Despite its departure from the EU, the UK continues to enjoy a strong relationship with its close neighbor France, in terms of flows of people between the countries. Around 148,000 Britons live in France and over 10 million visit the country each year.
However, Brexit has altered the situation for UK residents visiting, moving to, and working in France. This guide explains the situation with moving to France after Brexit following the implementation of the Withdrawal Agreement on 1 January 2021. Sections include:
- French visa requirements for UK nationals after Brexit
- Getting residence in France after Brexit
- Working or studying in France as a UK national after Brexit
- Joining or being joined by family members as a UK national after Brexit
- What happens if you own a second home in France?
- UK nationals living in France before Brexit
- Useful resources
French visa requirements for UK nationals after Brexit
UK residents will not need a visa to travel to any Schengen Area country for up to 90 days in any 180-day period. This includes France. Following Brexit, the UK joins a select group of non-EU/EFTA countries including Australia, Japan, and the United States in not needing a French visa for short stays in France.
Additionally, UK residents will not need an Airport Transit Visa (ATV) if they are changing flights and staying overnight at a French airport before moving onto another country.
However, if you are traveling to France as a UK resident, you now have to queue in the non-EU/EEA/Swiss lane.
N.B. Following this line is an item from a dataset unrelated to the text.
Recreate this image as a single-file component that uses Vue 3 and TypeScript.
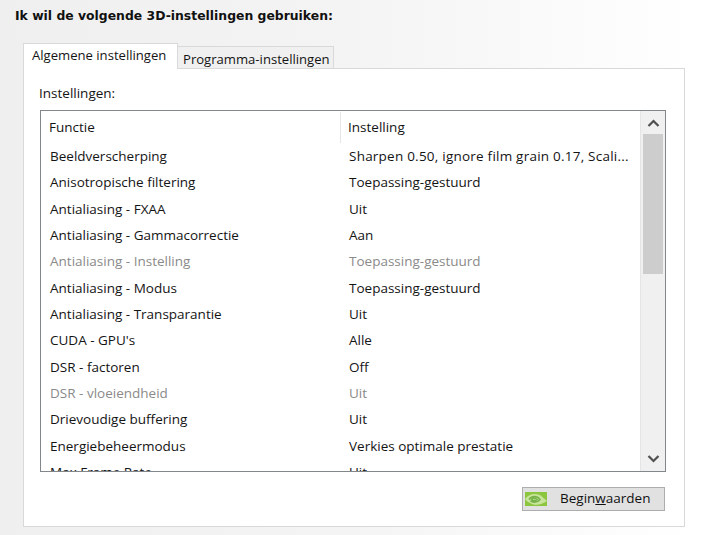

You will also need to show a valid passport/ID document. You may also have to show proof of health insurance, accommodation, and having enough funds to support yourself for your stay.
Any UK citizen traveling to France for a period of longer than 90 days after Brexit will need a French long-stay visa (visa de long séjour). You can obtain long-stay visas in France for a range of reasons. These include for work or business purposes, to study in France, or to join family members.
Many French long-stay visas come as a visa de long séjour valant titre de séjour (VLS-TS). These are for stays of up to a year and also act as a temporary residence permit. There are different types of VLS-TS depending on the purpose of your stay. You can check your individual visa requirements on the France Visas website.
Getting residence in France after Brexit
All British citizens moving to France after Brexit will need to have a French residence permit (carte de séjour) if staying in France for longer than three months. The type of residence permit depends on the length and nature of stay.
UK residents can apply for a carte de séjour if staying in France for more than three months. These are for a variety of purposes including work, study, staying with family members, extended tourist visits, and retiring to France. You will usually get a temporary permit that lasts for a year (in some cases it might be six months). However, you can usually renew it each year for up to five years, depending on your situation.
To obtain a carte de séjour, you need to apply through your local French prefecture within 8 weeks of arriving in France.
If you are coming to France for no longer than one year, you will probably get a VLS-TS long-stay visa. This acts as a one-year non-renewable residence permit. To extend your stay in France beyond a year on a VLS-TS, you will need to apply for a carte de séjour through your local French prefecture.
See our guide to French visas and immigration for more details on residence permits in France.
Permanent residence and citizenship
British citizens who have been living in France for five continuous years on a renewable carte de séjour can apply for a 10-year renewable permanent residence permit (carte de resident). You will need to meet certain criteria to qualify for a carte de resident. Typically this includes having sufficient French language skills and proof of integration into French society.
If you are the spouse of a French national or foreign national with a carte de resident, or are the parent of a French child living in France, you can apply for permanent residence in France after three years.
You may also want to consider applying for French citizenship after living in France for five years. As with permanent residence, you will need to fulfil certain eligibility requirements. However, you will obtain additional rights as a French citizen, including the right to a French passport. Our guide to French citizenship and permanent residence explains more.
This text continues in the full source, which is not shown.